With concern for global warming and climate change, Sylvan Lake’s White Frog Café is endeavoring to rejuvenate a tropical forest in Colombia, asking the community to purchase a tree to support the cause.

Kelly McMillan who co-owns White Frog Cafe with husband Ronald Contreras said, “Our main purpose is to raise awareness of the global crisis situation.

“There are things every one of us can do to help. As a Colombian, we are trying to fix a bigger problem in our community. Many of the farmers in Colombia do not have the resources, the knowledge, or the education to get ahead. This project is going to involve not only our family farm but many neighboring farms.

“The goal is to expand and create a large natural reserve.”

Upon inheriting part of the century-old 800 acres farm from his great grandfather, Contreras jumped to recover the coffee plants, bring them back to a healthy and environmentally friendly plantation grown under the canopy of the tropical forest, just as his grandfather would do.

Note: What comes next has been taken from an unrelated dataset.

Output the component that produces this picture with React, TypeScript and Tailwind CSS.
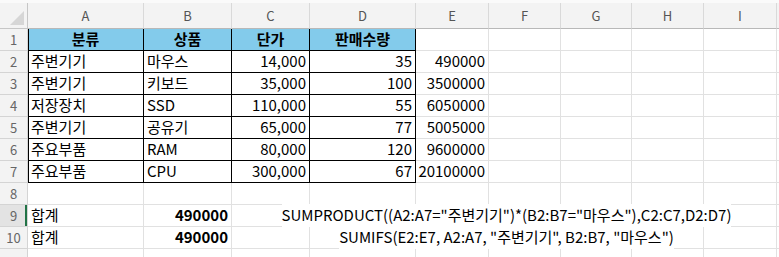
import React from 'react';

type Cell = {
  text?: string;
  align?: 'left' | 'right' | 'center';
  bold?: boolean;
  table?: boolean; // black-bordered data table cell
  head?: boolean; // blue header fill
  first?: boolean; // column A inside the table
};

const columns = ['A', 'B', 'C', 'D', 'E', 'F', 'G', 'H', 'I'];

const tableRows: string[][] = [
  ['주변기기', '마우스', '14,000', '35', '490000'],
  ['주변기기', '키보드', '35,000', '100', '3500000'],
  ['저장장치', 'SSD', '110,000', '55', '6050000'],
  ['주변기기', '공유기', '65,000', '77', '5005000'],
  ['주요부품', 'RAM', '80,000', '120', '9600000'],
  ['주요부품', 'CPU', '300,000', '67', '20100000'],
];

function buildRows(): Cell[][] {
  const rows: Cell[][] = [];
  rows.push([
    { text: '분류', align: 'center', bold: true, table: true, head: true, first: true },
    { text: '상품', align: 'center', bold: true, table: true, head: true },
    { text: '단가', align: 'center', bold: true, table: true, head: true },
    { text: '판매수량', align: 'center', bold: true, table: true, head: true },
    {}, {}, {}, {}, {},
  ]);
  tableRows.forEach((r) => {
    rows.push([
      { text: r[0], align: 'left', table: true, first: true },
      { text: r[1], align: 'left', table: true },
      { text: r[2], align: 'right', table: true },
      { text: r[3], align: 'right', table: true },
      { text: r[4], align: 'right' },
      {}, {}, {}, {},
    ]);
  });
  rows.push([{}, {}, {}, {}, {}, {}, {}, {}, {}]);
  return rows;
}

const formulas = [
  'SUMPRODUCT((A2:A7="주변기기")*(B2:B7="마우스"),C2:C7,D2:D7)',
  'SUMIFS(E2:E7, A2:A7, "주변기기", B2:B7, "마우스")',
];

const gridCols = 'grid grid-cols-[28px_116px_88px_78px_106px_73px_72px_71px_72px_73px_1fr]';

function RowHeader({ n, active }: { n?: number; active?: boolean }) {
  return (
    <div
      className={`h-[22px] flex items-center justify-center border-r border-b border-[#d4d4d4] text-[13px] text-[#666666] ${
        active ? 'bg-[#e3e3e3] shadow-[inset_-2px_0_0_#217346]' : 'bg-[#f3f3f3]'
      }`}
    >
      {n}
    </div>
  );
}

function DataCell({ cell }: { cell: Cell }) {
  const border = cell.table ? 'border-r border-b border-black' : 'border-r border-b border-[#e1e1e1]';
  const align =
    cell.align === 'right' ? 'justify-end pr-[3px]' : cell.align === 'center' ? 'justify-center' : 'justify-start pl-[3px]';
  return (
    <div
      className={`h-[22px] flex items-center whitespace-nowrap ${border} ${align} ${cell.head ? 'bg-[#83cbeb]' : 'bg-white'} ${
        cell.bold ? 'font-bold' : ''
      } ${cell.first ? 'shadow-[inset_1px_0_0_#000]' : ''}`}
    >
      {cell.text}
    </div>
  );
}

export default function App() {
  const rows = buildRows();
  return (
    <div
      className="w-[779px] h-[257px] overflow-hidden bg-white text-[15px] text-black"
      style={{ fontFamily: '"Noto Sans CJK KR", "Noto Sans", sans-serif' }}
    >
      {/* column headers */}
      <div className={`${gridCols} h-[29px] bg-[#f3f3f3] border-t-[3px] border-[#fafafa]`}>
        <div className="relative border-r border-b border-[#c6c6c6]">
          <svg className="absolute right-[3px] bottom-[3px]" width="14" height="14" viewBox="0 0 14 14">
            <polygon points="14,0 14,14 0,14" fill="#d6d6d6" />
          </svg>
        </div>
        {columns.map((c) => (
          <div
            key={c}
            className="flex items-center justify-center border-r border-b border-[#d9d9d9] border-b-[#b8b8b8] text-[13px] text-[#555555]"
          >
            {c}
          </div>
        ))}
        <div className="border-b border-[#b8b8b8]" />
      </div>

      {/* rows 1-8 */}
      {rows.map((row, i) => (
        <div key={i} className={gridCols}>
          <RowHeader n={i + 1} />
          {row.map((cell, j) => (
            <DataCell key={j} cell={cell} />
          ))}
          <div className="border-b border-[#e1e1e1]" />
        </div>
      ))}

      {/* rows 9-10: totals */}
      {formulas.map((f, i) => (
        <div key={f} className={gridCols}>
          <RowHeader n={9 + i} active={i === 0} />
          <div className="h-[22px] flex items-center pl-[3px] border-r border-b border-[#e1e1e1]">합계</div>
          <div className="h-[22px] flex items-center justify-end pr-[3px] font-bold border-r border-b border-[#e1e1e1]">
            490000
          </div>
          <div className="h-[22px] border-r border-b border-[#e1e1e1]" />
          <div className="col-span-5 h-[22px] flex items-center justify-center overflow-visible whitespace-nowrap border-r border-b border-[#e1e1e1]">
            <span className="relative z-10 bg-white">{f}</span>
          </div>
          <div className="h-[22px] border-r border-b border-[#e1e1e1]" />
          <div className="border-b border-[#e1e1e1]" />
        </div>
      ))}

      {/* next row, only its top edge shows */}
      <div className={gridCols}>
        <RowHeader />
        {columns.map((c) => (
          <div key={c} className="h-[22px] border-r border-[#e1e1e1]" />
        ))}
      </div>
    </div>
  );
}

McMillan said, “The diversity of our coffee forest is very wide where native trees are protecting the coffee plants.

“Climate change and global warming is a problem that is affecting everyone on the planet.

“Ronald’s work here in Canada consists of fighting wildfires with water bomber planes. Every summer he sees the problem first hand and the devastation the wild fires cause. These fires are becoming more extreme and the fire season is getting longer due to the greenhouse effects and higher temperatures around the world. The best way to help to bring the high temperatures down and improve many aspects like air quality, soil health, water conservation and wildlife preservation, is to regenerate the forests and jungle around the globe.

“We believe that it is not just the responsibility of the government but our responsibility as human beings to leave for our children and future generations a cleaner and healthier planet. Our planet has been abused and destroyed by many generations before us, but we know we can change that.”

McMillan said that all fruit generated from these trees will be donated to local schools and food banks.

“These trees will not be cut down, meaning that there will be no profits from lumber. This is a private project with many participants where everyone agrees to preserve the forest.”

The cafe always welcomes anyone interested to be involved in the project.

McMillan said, “There are two options for the purchase of a tree.

“A banana tree has a life cycle of three years and the purchase price is $25. The native trees and fruit trees have a life cycle of approximately 300 years and the purchase price is $100.

“With the purchase of a tree you will receive a certificate of ownership of the tree. This certificate could be made out in your name or dedicated to someone in their honor.

“On the certificate are the coordinates of the land so you can google map the location and see the progress of the trees or visit the land to see it first hand for yourself.”

McMillan said buyers receive yearly updates on the progress of the project. There will be photographs and videos taken that will be publicly shared. Trees can be purchased directly from White Frog Café at 5025 46th street, or through their website at

White Frog Café also supports the local Canadian community with fundraisers for various schools and groups, shared McMillan. She added, “This is our way of helping both our Colombian and Canadian communities at the same time.”